If you have downloaded a source package, process first to the build and come back to Step 2.

Step 2: Deploy James

Unpack the archive into your James installation directory.

Step 3: Configure James

After unpacking the binary, the next step is to adjust the initial configuration. All configuration files are embedded in jars. We ship in the conf foler template configuration files.

You can override the default configuration : copy the conf folder any ...-template... you need and update according to your needs.

Additional system files reside under the./conf/META-INF folder.

The out of the box configuration makes certain assumptions and has some default values that are unlikely to be appropriate for real-world servers. There are a few issues that should be addressed immediately upon installation:

  • Postmaster Address - Change according to your need - read more.
  • Most UNIX systems require superuser privileges to open sockets below 1024, which includes the IANA-standard SMTP (on port 25), POP3 (on port 110) and IMAP4 (on port 143). These default ports can be changed in the conf file (read for pop3, smtp and imap4. Obviously, you would then need to reconfigure your clients. This may not be an option if you want to receive mail from external mail servers.
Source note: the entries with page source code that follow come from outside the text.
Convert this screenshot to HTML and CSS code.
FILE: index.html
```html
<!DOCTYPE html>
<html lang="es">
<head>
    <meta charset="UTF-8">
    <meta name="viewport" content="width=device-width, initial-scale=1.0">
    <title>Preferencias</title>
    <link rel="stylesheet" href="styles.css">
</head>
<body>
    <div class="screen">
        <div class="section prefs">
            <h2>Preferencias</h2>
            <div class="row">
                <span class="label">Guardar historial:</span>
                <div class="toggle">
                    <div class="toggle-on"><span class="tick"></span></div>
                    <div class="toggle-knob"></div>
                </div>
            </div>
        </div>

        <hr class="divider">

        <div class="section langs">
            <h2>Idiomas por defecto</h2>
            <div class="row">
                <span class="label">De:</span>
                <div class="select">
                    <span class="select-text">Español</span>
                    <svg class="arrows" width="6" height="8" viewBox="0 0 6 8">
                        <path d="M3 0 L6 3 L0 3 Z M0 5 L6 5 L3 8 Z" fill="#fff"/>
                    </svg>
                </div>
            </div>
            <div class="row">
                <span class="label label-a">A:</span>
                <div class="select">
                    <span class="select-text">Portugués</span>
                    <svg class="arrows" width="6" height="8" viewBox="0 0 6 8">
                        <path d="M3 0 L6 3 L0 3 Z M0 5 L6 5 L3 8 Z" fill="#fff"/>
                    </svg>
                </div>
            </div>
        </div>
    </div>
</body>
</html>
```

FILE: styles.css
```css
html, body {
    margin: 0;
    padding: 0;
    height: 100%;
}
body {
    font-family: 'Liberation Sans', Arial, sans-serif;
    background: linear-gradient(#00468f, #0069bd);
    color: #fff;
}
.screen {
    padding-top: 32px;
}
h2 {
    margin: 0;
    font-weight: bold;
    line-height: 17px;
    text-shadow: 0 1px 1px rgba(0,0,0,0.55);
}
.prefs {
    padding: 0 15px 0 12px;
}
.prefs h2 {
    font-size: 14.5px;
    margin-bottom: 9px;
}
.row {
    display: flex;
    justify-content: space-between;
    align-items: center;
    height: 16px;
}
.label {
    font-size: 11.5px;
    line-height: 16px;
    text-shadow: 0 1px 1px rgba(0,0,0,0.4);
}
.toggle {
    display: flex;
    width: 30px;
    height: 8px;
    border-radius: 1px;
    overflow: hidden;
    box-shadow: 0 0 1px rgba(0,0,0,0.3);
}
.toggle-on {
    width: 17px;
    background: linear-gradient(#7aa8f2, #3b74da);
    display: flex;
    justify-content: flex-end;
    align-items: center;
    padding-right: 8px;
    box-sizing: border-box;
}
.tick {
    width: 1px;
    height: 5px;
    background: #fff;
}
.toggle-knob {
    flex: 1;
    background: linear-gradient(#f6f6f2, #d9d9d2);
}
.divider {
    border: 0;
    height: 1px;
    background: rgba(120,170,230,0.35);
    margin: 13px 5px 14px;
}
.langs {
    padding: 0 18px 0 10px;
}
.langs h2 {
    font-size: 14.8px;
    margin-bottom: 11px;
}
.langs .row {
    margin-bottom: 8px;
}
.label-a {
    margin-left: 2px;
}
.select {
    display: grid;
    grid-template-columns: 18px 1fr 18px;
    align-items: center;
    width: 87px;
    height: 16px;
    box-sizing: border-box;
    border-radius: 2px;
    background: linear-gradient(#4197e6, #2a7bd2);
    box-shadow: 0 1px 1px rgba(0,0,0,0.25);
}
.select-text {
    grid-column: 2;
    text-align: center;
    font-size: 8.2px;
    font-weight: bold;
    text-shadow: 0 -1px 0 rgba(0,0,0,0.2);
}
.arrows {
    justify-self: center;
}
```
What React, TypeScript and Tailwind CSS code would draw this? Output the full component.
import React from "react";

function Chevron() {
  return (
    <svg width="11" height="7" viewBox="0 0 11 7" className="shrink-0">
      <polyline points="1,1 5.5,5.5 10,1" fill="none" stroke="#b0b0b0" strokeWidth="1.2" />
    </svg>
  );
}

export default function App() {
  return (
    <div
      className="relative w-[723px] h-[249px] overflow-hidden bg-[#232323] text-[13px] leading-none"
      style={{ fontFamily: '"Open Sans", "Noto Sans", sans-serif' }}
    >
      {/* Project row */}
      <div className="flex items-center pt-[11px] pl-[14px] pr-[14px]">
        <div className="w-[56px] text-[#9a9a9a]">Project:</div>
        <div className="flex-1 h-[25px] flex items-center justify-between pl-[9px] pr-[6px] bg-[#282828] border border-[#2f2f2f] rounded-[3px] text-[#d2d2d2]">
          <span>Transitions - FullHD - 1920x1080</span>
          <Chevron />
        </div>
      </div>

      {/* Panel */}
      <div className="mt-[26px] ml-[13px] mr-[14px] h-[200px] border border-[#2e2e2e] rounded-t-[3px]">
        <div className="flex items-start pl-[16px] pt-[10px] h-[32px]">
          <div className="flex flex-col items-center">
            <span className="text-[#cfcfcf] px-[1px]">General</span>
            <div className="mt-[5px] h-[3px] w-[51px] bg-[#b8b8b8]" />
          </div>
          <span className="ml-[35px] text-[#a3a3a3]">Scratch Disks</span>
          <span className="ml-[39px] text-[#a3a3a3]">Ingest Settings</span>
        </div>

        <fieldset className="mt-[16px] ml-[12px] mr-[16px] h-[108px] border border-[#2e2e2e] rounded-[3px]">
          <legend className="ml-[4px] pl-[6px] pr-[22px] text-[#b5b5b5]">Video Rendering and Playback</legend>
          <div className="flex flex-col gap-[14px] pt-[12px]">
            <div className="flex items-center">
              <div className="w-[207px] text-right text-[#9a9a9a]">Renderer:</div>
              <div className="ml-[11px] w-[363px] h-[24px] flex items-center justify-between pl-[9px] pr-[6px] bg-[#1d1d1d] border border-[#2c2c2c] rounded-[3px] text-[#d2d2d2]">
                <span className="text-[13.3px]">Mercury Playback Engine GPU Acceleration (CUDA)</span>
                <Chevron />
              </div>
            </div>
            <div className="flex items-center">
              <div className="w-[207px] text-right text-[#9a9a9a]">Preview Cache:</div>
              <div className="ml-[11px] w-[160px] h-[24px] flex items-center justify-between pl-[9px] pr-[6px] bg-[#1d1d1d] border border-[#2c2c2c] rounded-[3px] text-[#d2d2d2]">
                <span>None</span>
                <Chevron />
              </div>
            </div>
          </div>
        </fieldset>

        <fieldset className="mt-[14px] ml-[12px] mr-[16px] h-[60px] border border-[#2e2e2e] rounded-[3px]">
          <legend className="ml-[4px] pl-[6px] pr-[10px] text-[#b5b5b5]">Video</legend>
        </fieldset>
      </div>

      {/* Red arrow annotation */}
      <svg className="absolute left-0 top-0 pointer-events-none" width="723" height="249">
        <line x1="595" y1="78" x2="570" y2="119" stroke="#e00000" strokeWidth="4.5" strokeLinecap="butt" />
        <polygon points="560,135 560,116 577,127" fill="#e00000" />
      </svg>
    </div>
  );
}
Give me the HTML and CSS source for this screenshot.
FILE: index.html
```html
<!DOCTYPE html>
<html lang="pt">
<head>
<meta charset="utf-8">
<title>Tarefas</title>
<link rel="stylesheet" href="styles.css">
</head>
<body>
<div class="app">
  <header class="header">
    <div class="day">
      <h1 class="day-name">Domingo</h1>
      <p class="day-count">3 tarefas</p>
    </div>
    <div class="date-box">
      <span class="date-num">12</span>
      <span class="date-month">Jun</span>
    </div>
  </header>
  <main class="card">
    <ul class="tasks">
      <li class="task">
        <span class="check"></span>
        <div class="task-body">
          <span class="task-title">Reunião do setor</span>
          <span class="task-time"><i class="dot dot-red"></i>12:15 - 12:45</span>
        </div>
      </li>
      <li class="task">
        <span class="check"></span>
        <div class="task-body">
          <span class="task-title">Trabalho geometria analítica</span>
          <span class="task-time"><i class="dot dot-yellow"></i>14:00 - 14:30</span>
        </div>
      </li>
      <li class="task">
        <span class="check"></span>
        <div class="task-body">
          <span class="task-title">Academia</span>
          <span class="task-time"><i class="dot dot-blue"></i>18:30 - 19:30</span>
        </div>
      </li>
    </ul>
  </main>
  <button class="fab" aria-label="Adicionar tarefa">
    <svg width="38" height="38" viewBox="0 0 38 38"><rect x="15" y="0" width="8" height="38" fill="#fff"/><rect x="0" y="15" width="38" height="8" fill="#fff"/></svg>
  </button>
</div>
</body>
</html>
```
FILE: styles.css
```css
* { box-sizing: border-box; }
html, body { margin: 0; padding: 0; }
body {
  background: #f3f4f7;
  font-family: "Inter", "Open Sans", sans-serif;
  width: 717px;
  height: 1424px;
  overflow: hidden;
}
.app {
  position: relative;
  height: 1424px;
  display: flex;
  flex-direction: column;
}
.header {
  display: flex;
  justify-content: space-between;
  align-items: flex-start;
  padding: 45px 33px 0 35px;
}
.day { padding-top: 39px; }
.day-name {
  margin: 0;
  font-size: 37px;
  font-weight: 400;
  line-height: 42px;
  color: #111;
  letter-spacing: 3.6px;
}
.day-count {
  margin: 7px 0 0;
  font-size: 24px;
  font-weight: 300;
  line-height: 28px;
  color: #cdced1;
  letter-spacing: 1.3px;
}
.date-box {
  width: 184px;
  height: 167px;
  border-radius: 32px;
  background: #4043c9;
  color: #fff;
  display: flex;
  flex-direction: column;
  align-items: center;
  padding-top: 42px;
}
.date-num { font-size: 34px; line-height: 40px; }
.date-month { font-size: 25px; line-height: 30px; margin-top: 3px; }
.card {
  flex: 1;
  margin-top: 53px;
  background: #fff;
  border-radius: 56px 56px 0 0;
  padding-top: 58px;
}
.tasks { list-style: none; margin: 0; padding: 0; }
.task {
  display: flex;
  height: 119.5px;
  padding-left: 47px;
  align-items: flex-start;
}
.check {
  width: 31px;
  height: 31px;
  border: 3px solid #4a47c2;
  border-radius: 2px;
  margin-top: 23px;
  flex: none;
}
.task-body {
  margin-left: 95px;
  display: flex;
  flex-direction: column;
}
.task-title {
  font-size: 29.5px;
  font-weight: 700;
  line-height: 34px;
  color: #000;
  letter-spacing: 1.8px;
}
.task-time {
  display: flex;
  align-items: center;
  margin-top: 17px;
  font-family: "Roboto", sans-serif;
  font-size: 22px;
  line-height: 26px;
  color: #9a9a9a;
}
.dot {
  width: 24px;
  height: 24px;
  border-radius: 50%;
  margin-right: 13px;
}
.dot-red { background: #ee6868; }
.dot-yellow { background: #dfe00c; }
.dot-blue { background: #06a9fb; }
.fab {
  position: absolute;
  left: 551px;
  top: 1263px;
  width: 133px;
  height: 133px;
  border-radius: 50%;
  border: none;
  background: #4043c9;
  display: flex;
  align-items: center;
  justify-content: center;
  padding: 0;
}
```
In addition to adjusting these parameters, you may wish to consult the documentation for a discussion of all other configurations. A list of such configurations, as well as the steps necessary to configure them, can be found here.

Step 4: Start James

Go to the bin subdirectory of the installation directory and run $ ./james start.

Running $ ./james help help will provide the list of commands you can invoke.

Once started, you'll see in the log file (./logs/james-server.log) that James is running. This means that Spring has loaded James and is now waiting for a request.

Step 5: Create Domains and Users

Finally, after launch, it will be necessary to create domain and user accounts before the James server will be fully operational. Read instructions on creating domains and user accounts.

Since at the beginning James is empty, it will not have any domain (except the default one)nor local users registered.

To register a local domain and user, cd bin and type james-cli.sh. Follow the given instructions

Invoke "james-cli.sh adddomain <mydomain.tls> <mydomain.tls> is the domain name of the domain you wish to create.

Invoke "james-cli.sh adduser <user> <password>" where <user> is the user name and <password> is the password of the account you wish to create.

Please note that the user name MUST be a complete email address of the form <user>@<domain> (where <domain> is any of the values specified in the <servernames> block of XMLDomainList or a domain defined via the domain management).

Step 6: Test James

Once you have some local users registered, try sending mail to one of them with SMTP (port 25).

$ telnet 127.0.0.1 25
Trying 127.0.0.1...
Connected to localhost.
Escape character is '^]'.
220 172.16.1.131 SMTP Server (JAMES SMTP Server 3.0-beta4) ready Sat, 6 Nov 2010 17:31:33 +0100 (CET)
ehlo test
250-172.16.1.131 Hello test (aoscommunity.com [127.0.0.1])
250-PIPELINING
250-ENHANCEDSTATUSCODES
250 8BITMIME
mail from:<YOUR_NAME@YOUR_DOMAIN>
250 2.1.0 Sender <YOUR_NAME@YOUR_DOMAIN> OK
rcpt to:<YOUR_NAME@YOUR_DOMAIN>
250 2.1.5 Recipient <YOUR_NAME@YOUR_DOMAIN> OK
data
354 Ok Send data ending with <CRLF>.<CRLF>
subject: test

this is a test
.
250 2.6.0 Message received
quit
Connection closed by foreign host.

Try now to retrieve that mail using POP3 (port 110) or IMAP (port 143).

Trace out James actions in ./logs/james-server.log.

Actions that will be taken by James on incoming mail are configured in the mailet pipe line (./conf/mailetcontainer.xml). Look at it if you want to understand what's happening.